The relationship between people and their machines should be one of mutual communication
After studying the fundamentals of design at Musashino Art University and designing numerous products at a major appliance manufacturer, Mr. Nakagawa turned his back on a bright future as a company employee at the age of 36 and took up a new career as an instructor at Kobe Design University's School of Design. "My father, whom I respect enormously, was a middle school teacher, so at the beginning I had decided that at some point I would become a teacher,h he told us as he explained how he came to teach product design on the university level. "For me, my life is going according to plan."
It was the idea of designing machines with a heart that lured him into robot research from the field of household appliances where he had been working. "For humans and machines to have good relationships, it's important for us to be able to empathize with machines. When we speak to them and communicate our feelings, machines too should show some sort of reaction. The relationship between people and things in the 21st century should be built on this type of mutual communication. I see robots as the symbols of this relationship."

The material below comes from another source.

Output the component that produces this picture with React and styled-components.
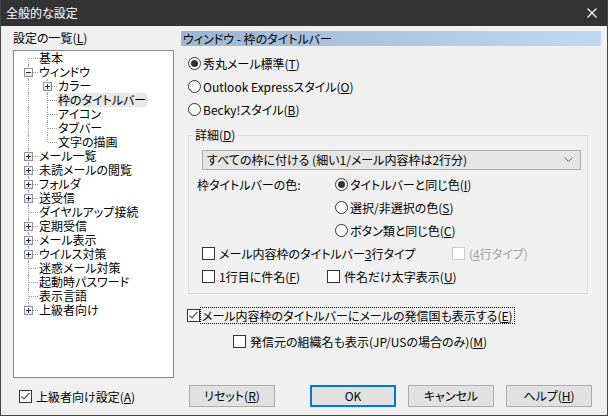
import React from "react";
import styled, { createGlobalStyle } from "styled-components";

const GlobalStyle = createGlobalStyle`
  html, body { margin: 0; padding: 0; background: #f0f0f0; }
  body {
    font-family: "Noto Sans CJK JP", "Noto Sans", sans-serif;
    font-size: 12px;
    color: #000;
  }
  * { box-sizing: border-box; }
`;

const Window = styled.div`
  width: 608px;
  height: 416px;
  display: flex;
  flex-direction: column;
  background: #f0f0f0;
  border: 1px solid #454545;
  border-top: none;
  font-feature-settings: "palt";
  overflow: hidden;
`;

const TitleBar = styled.div`
  height: 26px;
  flex: none;
  background: #333333;
  color: #ffffff;
  display: flex;
  align-items: center;
  justify-content: space-between;
  padding: 0 10px 0 5px;
  line-height: 16px;
`;

const Body = styled.div`
  flex: 1;
  display: grid;
  grid-template-columns: 161px 420px;
  grid-template-rows: 348px 1fr;
  column-gap: 7px;
  padding: 4px 0 0 12px;
`;

const LeftCol = styled.div`
  display: flex;
  flex-direction: column;
`;

const Caption = styled.div`
  height: 16px;
  line-height: 16px;
`;

const TreeBox = styled.div`
  margin-top: 4px;
  height: 328px;
  background: #ffffff;
  border: 1px solid #828790;
  padding-left: 5px;
`;

const TreeRow = styled.div`
  display: flex;
  height: 14px;
  line-height: 14px;
  white-space: nowrap;
`;

const Indent = styled.div`
  width: 19px;
  height: 14px;
  flex: none;
  border-left: ${(p) => (p.$line ? "1px dotted #a0a0a0" : "none")};
  margin-left: 9px;
  margin-right: -9px;
`;

const Connector = styled.div`
  position: relative;
  width: 19px;
  height: 14px;
  flex: none;

  &::before {
    content: "";
    position: absolute;
    left: 9px;
    top: ${(p) => (p.$first ? 7 : 0)}px;
    bottom: ${(p) => (p.$last ? 7 : 0)}px;
    border-left: 1px dotted #a0a0a0;
  }

  &::after {
    content: "";
    position: absolute;
    left: 10px;
    top: 7px;
    width: 9px;
    border-top: 1px dotted #a0a0a0;
  }
`;

const Expander = styled.div`
  position: absolute;
  left: 5px;
  top: 3px;
  width: 9px;
  height: 9px;
  border: 1px solid #919191;
  background: linear-gradient(#ffffff, #e4e4e4);
  z-index: 1;
  display: flex;
  align-items: center;
  justify-content: center;
`;

const TreeLabel = styled.span`
  padding: 0 1px;
  margin-left: 0;
  background: ${(p) => (p.$selected ? "#e8e8e8" : "transparent")};
`;

const RightCol = styled.div`
  display: flex;
  flex-direction: column;
`;

const Header = styled.div`
  margin-top: 1px;
  height: 15px;
  line-height: 15px;
  padding-left: 2px;
  background: linear-gradient(to right, #9db5d2, #c0d8f1);
`;

const RadioList = styled.div`
  margin-top: 6px;
  display: flex;
  flex-direction: column;
`;

const OptionRow = styled.div`
  display: flex;
  align-items: center;
  height: 23px;
  padding-left: ${(p) => p.$indent || 0}px;
  margin-top: ${(p) => p.$top || 0}px;
  white-space: nowrap;
`;

const Opt = styled.label`
  display: flex;
  align-items: center;
  width: ${(p) => (p.$w ? `${p.$w}px` : "auto")};
  color: ${(p) => (p.$disabled ? "#a0a0a0" : "#000")};
  line-height: 15px;
`;

const RadioCircle = styled.span`
  width: 13px;
  height: 13px;
  border: 1px solid #333333;
  border-radius: 50%;
  background: #ffffff;
  display: inline-flex;
  align-items: center;
  justify-content: center;
  margin-right: 2px;
  flex: none;

  &::after {
    content: "";
    width: 7px;
    height: 7px;
    border-radius: 50%;
    background: ${(p) => (p.$checked ? "#333333" : "transparent")};
  }
`;

const CheckBox = styled.span`
  width: 13px;
  height: 13px;
  border: 1px solid ${(p) => (p.$disabled ? "#cccccc" : "#333333")};
  background: #ffffff;
  display: inline-flex;
  align-items: center;
  justify-content: center;
  margin-right: ${(p) => (p.$focus ? 1 : 4)}px;
  flex: none;
`;

const Focus = styled.span`
  outline: 1px dotted #000;
  outline-offset: 0;
  padding: 0 1px;
`;

const Group = styled.fieldset`
  margin: 6px 0 0 7px;
  width: 400px;
  padding: 0;
  border: 1px solid #dcdcdc;
  min-width: 0;
`;

const Legend = styled.legend`
  margin-left: 4px;
  padding: 0 2px;
  line-height: 16px;
  height: 16px;
`;

const GroupInner = styled.div`
  padding: 7px 6px 5px 0;
`;

const Combo = styled.div`
  margin-left: 13px;
  height: 20px;
  border: 1px solid #adadad;
  background: #e5e5e5;
  display: flex;
  align-items: center;
  justify-content: space-between;
  padding: 0 7px 0 4px;
  line-height: 16px;
`;

const ColorGrid = styled.div`
  margin-top: 3px;
  padding-left: 8px;
  display: grid;
  grid-template-columns: 138px 1fr;
  grid-auto-rows: 23px;
  align-items: center;
`;

const ColorLabel = styled.div`
  line-height: 15px;
`;

const BottomLeft = styled.div`
  padding: 11px 0 0 6px;
`;

const ButtonRow = styled.div`
  display: flex;
  padding: 7px 0 0 8px;
`;

const Button = styled.button`
  width: 86px;
  height: 22px;
  margin-left: ${(p) => p.$gap || 0}px;
  background: #e1e1e1;
  border: ${(p) => (p.$default ? "2px solid #0078d7" : "1px solid #adadad")};
  font-family: inherit;
  font-size: 12px;
  font-feature-settings: "palt";
  color: #000;
  padding: 0;
  line-height: 16px;
`;

const Check = () => (
  <svg width="11" height="11" viewBox="0 0 11 11">
    <polyline points="1.5,5.5 4,8 9.5,2" fill="none" stroke="#555" strokeWidth="1.2" />
  </svg>
);

const Radio = ({ checked, children }) => (
  <Opt>
    <RadioCircle $checked={checked} />
    <span>{children}</span>
  </Opt>
);

const CheckOpt = ({ checked, disabled, focus, w, children }) => (
  <Opt $w={w} $disabled={disabled}>
    <CheckBox $disabled={disabled} $focus={focus}>{checked && <Check />}</CheckBox>
    {focus ? <Focus>{children}</Focus> : <span>{children}</span>}
  </Opt>
);

const tree = [
  { label: "基本", level: 0, first: true },
  { label: "ウィンドウ", level: 0, toggle: "minus" },
  { label: "カラー", level: 1, toggle: "plus" },
  { label: "枠のタイトルバー", level: 1, selected: true },
  { label: "アイコン", level: 1 },
  { label: "タブバー", level: 1 },
  { label: "文字の描画", level: 1, last: true },
  { label: "メール一覧", level: 0, toggle: "plus" },
  { label: "未読メールの閲覧", level: 0, toggle: "plus" },
  { label: "フォルダ", level: 0, toggle: "plus" },
  { label: "送受信", level: 0, toggle: "plus" },
  { label: "ダイヤルアップ接続", level: 0 },
  { label: "定期受信", level: 0, toggle: "plus" },
  { label: "メール表示", level: 0, toggle: "plus" },
  { label: "ウイルス対策", level: 0, toggle: "plus" },
  { label: "迷惑メール対策", level: 0 },
  { label: "起動時パスワード", level: 0 },
  { label: "表示言語", level: 0 },
  { label: "上級者向け", level: 0, toggle: "plus", last: true },
];

const Sign = ({ type }) => (
  <svg width="7" height="7" viewBox="0 0 7 7">
    <line x1="1" y1="3.5" x2="6" y2="3.5" stroke="#1f2f4f" strokeWidth="1" />
    {type === "plus" && <line x1="3.5" y1="1" x2="3.5" y2="6" stroke="#1f2f4f" strokeWidth="1" />}
  </svg>
);

const App = () => (
  <>
    <GlobalStyle />
    <Window>
      <TitleBar>
        <span>全般的な設定</span>
        <svg width="10" height="10" viewBox="0 0 10 10">
          <path d="M0.5 0.5 L9.5 9.5 M9.5 0.5 L0.5 9.5" stroke="#fff" strokeWidth="1.1" />
        </svg>
      </TitleBar>
      <Body>
        <LeftCol>
          <Caption>設定の一覧(<u>L</u>)</Caption>
          <TreeBox>
            {tree.map((item) => (
              <TreeRow key={item.label}>
                {item.level === 1 && <Indent $line />}
                <Connector $first={item.first} $last={item.last}>
                  {item.toggle && (
                    <Expander>
                      <Sign type={item.toggle} />
                    </Expander>
                  )}
                </Connector>
                <TreeLabel $selected={item.selected}>{item.label}</TreeLabel>
              </TreeRow>
            ))}
          </TreeBox>
        </LeftCol>

        <RightCol>
          <Header>ウィンドウ - 枠のタイトルバー</Header>
          <RadioList>
            <OptionRow $indent={7}>
              <Radio checked>秀丸メール標準(<u>T</u>)</Radio>
            </OptionRow>
            <OptionRow $indent={7}>
              <Radio>Outlook Expressスタイル(<u>O</u>)</Radio>
            </OptionRow>
            <OptionRow $indent={7}>
              <Radio>Becky!スタイル(<u>B</u>)</Radio>
            </OptionRow>
          </RadioList>

          <Group>
            <Legend>詳細(<u>D</u>)</Legend>
            <GroupInner>
              <Combo>
                <span>すべての枠に付ける (細い1/メール内容枠は2行分)</span>
                <svg width="9" height="6" viewBox="0 0 9 6">
                  <polyline points="0.5,0.5 4.5,4.5 8.5,0.5" fill="none" stroke="#606060" strokeWidth="1" />
                </svg>
              </Combo>
              <ColorGrid>
                <ColorLabel>枠タイトルバーの色:</ColorLabel>
                <Radio checked>タイトルバーと同じ色(<u>I</u>)</Radio>
                <span />
                <Radio>選択/非選択の色(<u>S</u>)</Radio>
                <span />
                <Radio>ボタン類と同じ色(<u>C</u>)</Radio>
              </ColorGrid>
              <OptionRow $indent={13}>
                <CheckOpt w={250}>メール内容枠のタイトルバー<u>3</u>行タイプ</CheckOpt>
                <CheckOpt disabled>(<u>4</u>行タイプ)</CheckOpt>
              </OptionRow>
              <OptionRow $indent={13}>
                <CheckOpt w={125}>1行目に件名(<u>F</u>)</CheckOpt>
                <CheckOpt>件名だけ太字表示(<u>U</u>)</CheckOpt>
              </OptionRow>
            </GroupInner>
          </Group>

          <OptionRow $indent={6} $top={10}>
            <CheckOpt checked focus>
              メール内容枠のタイトルバーにメールの発信国も表示する(<u>E</u>)
            </CheckOpt>
          </OptionRow>
          <OptionRow $indent={52} $top={3}>
            <CheckOpt>発信元の組織名も表示(JP/USの場合のみ)(<u>M</u>)</CheckOpt>
          </OptionRow>
        </RightCol>

        <BottomLeft>
          <CheckOpt checked>上級者向け設定(<u>A</u>)</CheckOpt>
        </BottomLeft>
        <ButtonRow>
          <Button>リセット(<u>R</u>)</Button>
          <Button $default $gap={35}>OK</Button>
          <Button $gap={12}>キャンセル</Button>
          <Button $gap={12}>ヘルプ(<u>H</u>)</Button>
        </ButtonRow>
      </Body>
    </Window>
  </>
);

export default App;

Although the word "robot" tends to bring to mind images of humanoids like "C-3PO from Star Wars", Mr. Nakagawa's robot design efforts are an extension of his focus on what new form communication between people and machines might take. "It may be the wall of a room that can communicate, or it may be a computer like HAL in the movie 2001: A Space Odyssey," he says, urging caution at the preconceptions that come with the word "robot." "A better expression might be intelligent devices capable of communicating with people by means of movements, sound, and light in a manner that is not one-way."
Mr. Nakagawa's design philosophy includes a warning for current robot developers.

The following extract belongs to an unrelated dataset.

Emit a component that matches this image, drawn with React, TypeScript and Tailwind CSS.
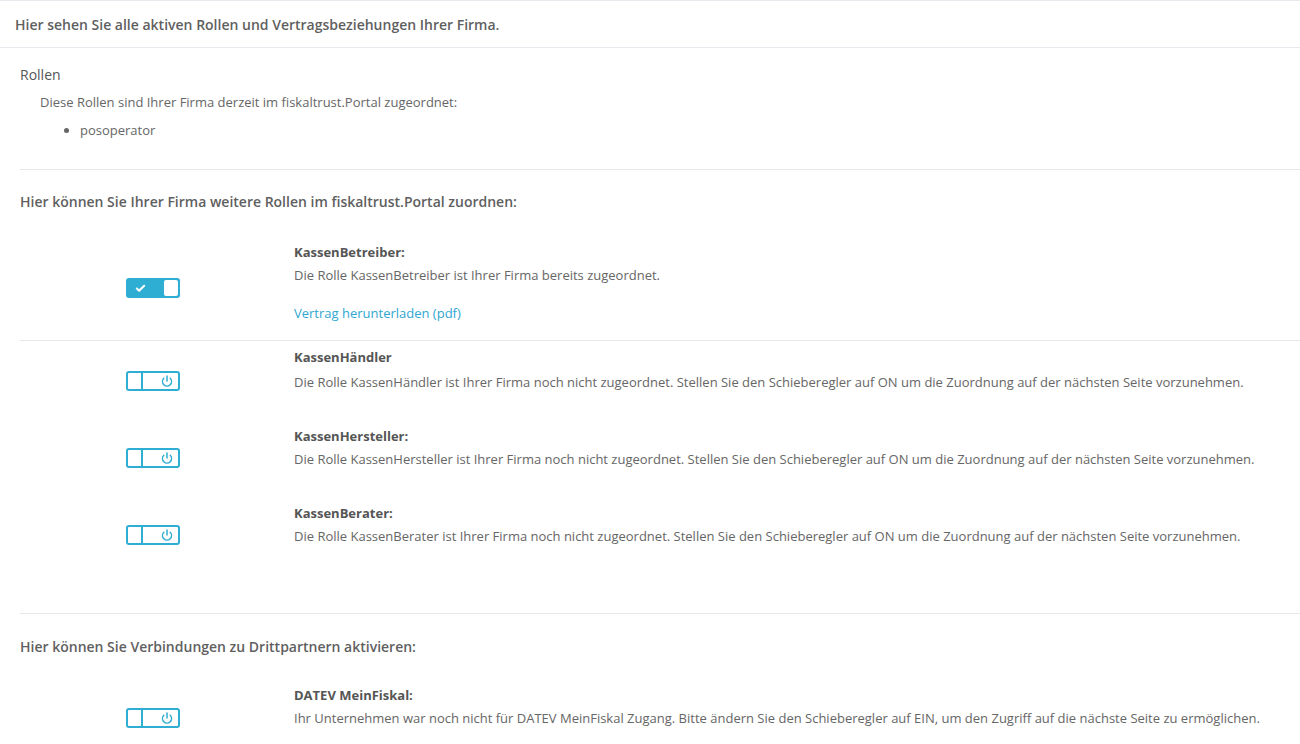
import { Check, Power } from "lucide-react";

function ToggleOn() {
  return (
    <div className="w-[54px] h-[20px] rounded-[3px] bg-[#2eaed3] flex items-center justify-between pl-[9px] pr-[2px]">
      <Check size={11} strokeWidth={4.5} className="text-white" />
      <div className="w-[14px] h-[16px] bg-white rounded-[2px]" />
    </div>
  );
}

function ToggleOff() {
  return (
    <div className="w-[54px] h-[20px] rounded-[3px] border-2 border-[#2eaed3] flex items-stretch bg-white">
      <div className="w-[15px] border-r-2 border-[#2eaed3]" />
      <div className="flex-1 flex items-center justify-center pl-[12px]">
        <Power size={12} strokeWidth={3} className="text-[#2eaed3]" />
      </div>
    </div>
  );
}

function Row({ on, title, text, link, rowMt, toggleMt, descMt }: { on?: boolean; title: string; text: string; link?: string; rowMt: string; toggleMt: string; descMt: string }) {
  return (
    <div className={"grid grid-cols-[274px_1fr] " + rowMt}>
      <div className={toggleMt + " ml-[106px]"}>{on ? <ToggleOn /> : <ToggleOff />}</div>
      <div>
        <div className="leading-[20px] font-bold text-[#555]">{title}</div>
        <div className={"leading-[20px] " + descMt}>{text}</div>
        {link && <div className="leading-[20px] mt-[18px] text-[#2fa6d1]">{link}</div>}
      </div>
    </div>
  );
}

export default function App() {
  return (
    <div className="min-h-screen bg-white font-['Open_Sans',sans-serif] text-[13px] text-[#666]">
      <div className="h-[48px] border-y border-[#e6e9ee] px-[15px] flex items-center text-[14px] font-semibold text-[#5f5f5f]">
        Hier sehen Sie alle aktiven Rollen und Vertragsbeziehungen Ihrer Firma.
      </div>
      <div className="pl-[20px]">
        <div className="mt-[17px] leading-[20px] text-[14px] text-[#555]">Rollen</div>
        <div className="mt-[7px] leading-[20px] pl-[20px]">Diese Rollen sind Ihrer Firma derzeit im fiskaltrust.Portal zugeordnet:</div>
        <ul className="mt-[8px] pl-[60px] list-disc leading-[20px]">
          <li>posoperator</li>
        </ul>
        <div className="mt-[29px] border-t border-[#e8e8e8]" />
        <div className="mt-[22px] leading-[20px] text-[14px] font-semibold text-[#5f5f5f]">Hier können Sie Ihrer Firma weitere Rollen im fiskaltrust.Portal zuordnen:</div>

        <Row on rowMt="mt-[30px]" toggleMt="mt-[36px]" descMt="mt-[3px]" title="KassenBetreiber:" text="Die Rolle KassenBetreiber ist Ihrer Firma bereits zugeordnet." link="Vertrag herunterladen (pdf)" />
        <div className="mt-[17px] border-t border-[#e8e8e8]" />
        <Row rowMt="mt-[6px]" toggleMt="mt-[24px]" descMt="mt-[5px]" title="KassenHändler" text="Die Rolle KassenHändler ist Ihrer Firma noch nicht zugeordnet. Stellen Sie den Schieberegler auf ON um die Zuordnung auf der nächsten Seite vorzunehmen." />
        <Row rowMt="mt-[34px]" toggleMt="mt-[22px]" descMt="mt-[3px]" title="KassenHersteller:" text="Die Rolle KassenHersteller ist Ihrer Firma noch nicht zugeordnet. Stellen Sie den Schieberegler auf ON um die Zuordnung auf der nächsten Seite vorzunehmen." />
        <Row rowMt="mt-[34px]" toggleMt="mt-[22px]" descMt="mt-[3px]" title="KassenBerater:" text="Die Rolle KassenBerater ist Ihrer Firma noch nicht zugeordnet. Stellen Sie den Schieberegler auf ON um die Zuordnung auf der nächsten Seite vorzunehmen." />
        <div className="mt-[67px] border-t border-[#e8e8e8]" />
        <div className="mt-[23px] leading-[20px] text-[14px] font-semibold text-[#5f5f5f]">Hier können Sie Verbindungen zu Drittpartnern aktivieren:</div>
        <Row rowMt="mt-[28px]" toggleMt="mt-[23px]" descMt="mt-[3px]" title="DATEV MeinFiskal:" text="Ihr Unternehmen war noch nicht für DATEV MeinFiskal Zugang. Bitte ändern Sie den Schieberegler auf EIN, um den Zugriff auf die nächste Seite zu ermöglichen." />
      </div>
    </div>
  );
}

"I think there are a large number of manufacturing-oriented developers for whom the development of robots is itself the goal. Unless you frame your inquiry around the question of why the device must be a robot, meaningful robot development is not possible." He has targeted the area of robotics for research in order to search for methods for enabling people and machines to communicate their emotions to one another. "Right now, my students and I are working on a remote control device based on the concept of touch—a remote control that communicates current conditions in a sensory manner by changing its shape when gripped. It sounds like something out of a science fiction movie, but I think this is an example of a robotic means of communication."

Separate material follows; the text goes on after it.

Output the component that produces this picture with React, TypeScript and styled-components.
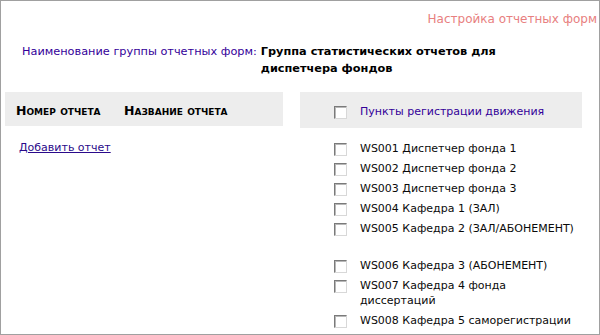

His role is to train robot development team leaders who will be active 10 years from now
The motto of the Nakagawa Laboratory is empowering students to practice adaptable product design once they enter society by giving them as practical a research theme as possible and having them see it through to the end. For this reason, Mr. Nakagawa has been actively involved in collaborative industry-academia projects where corporations and universities work together to develop product prototypes.
"My role is training the young researchers who will carry the robotics industry into the future," Mr. Nakagawa says. "I think the most important thing is giving them the power to put their skills into practice so that once they have taken jobs in the corporate world ten years from now they can make a contribution as team leaders in robot development."
Although just four years have passed since he began teaching at the University, Mr. Nakagawa's job performance has been impressive. During that time he has completed six robot projects with students, a number that swells to more than ten other industrial products are included. Each creation incorporates a novel, admiration-inspiring idea into some aspect of its design and assimilates the students' freewheeling thinking to a remarkable degree. Attesting to the high quality of those designs are prizes and awards including the Silver and Bronze Prizes at the 2006 International Design Convention and the Good Design Hyogo Award.
Both the large number of projects his laboratory pursues and the scope of Mr. Nakagawa's remarkable enthusiasm for his craft are apparent as he notes, "there aren't enough collaborative projects pursued by industry and academia in Hyogo Prefecture alone for our students, so we became a RooBO member when we made an offer to Robot Laboratory." After he gave a presentation describing the Nakagawa Laboratory's past projects and research directions during one of Robot Laboratory's regular RooBO meetings, RayTron immediately made a proposal, and the Chapit communication robot became the group's first project of its kind. The Nakagawa Laboratory moved its workshop to the Osaka University of Arts in 2007 and expects to pursue more collaborative projects between industry and academia under the aegis of Robot Laboratory.
Although his career as a robot designer has just begun, Mr. Nakagawa is a creator who inspires excitement about how his work will broaden his chosen field of endeavor in the future. With its group of talented students, his university laboratory is as though a toy box stuffed with unfinished robots. Having inspired them to speculate as to what talented robots it will produce next, the Nakagawa Laboratory seems unlikely to let observers shift their attention elsewhere for some time to come.
Shinobu Nakagawa
Associate Professor, Department of Design
Osaka University of Arts
Born in Osaka Prefecture in 1967, Mr. Nakagawa joined Matsushita Electric Industrial Co., Ltd., in 1990 after graduating from the Department of Science of Design at Musashino Art Universityfs College of Art and Design. He helped design numerous products, including outdoor suppliers, video cameras, and vacuum cleaners, before leaving the company in 2003 to accept a teaching position at Kobe Design University, where he has been the recipient of numerous awards for his active involvement in collaborative product design projects involving industry and academia. In 2007 he accepted an associate professorship at the Department of Design at Osaka University of Arts.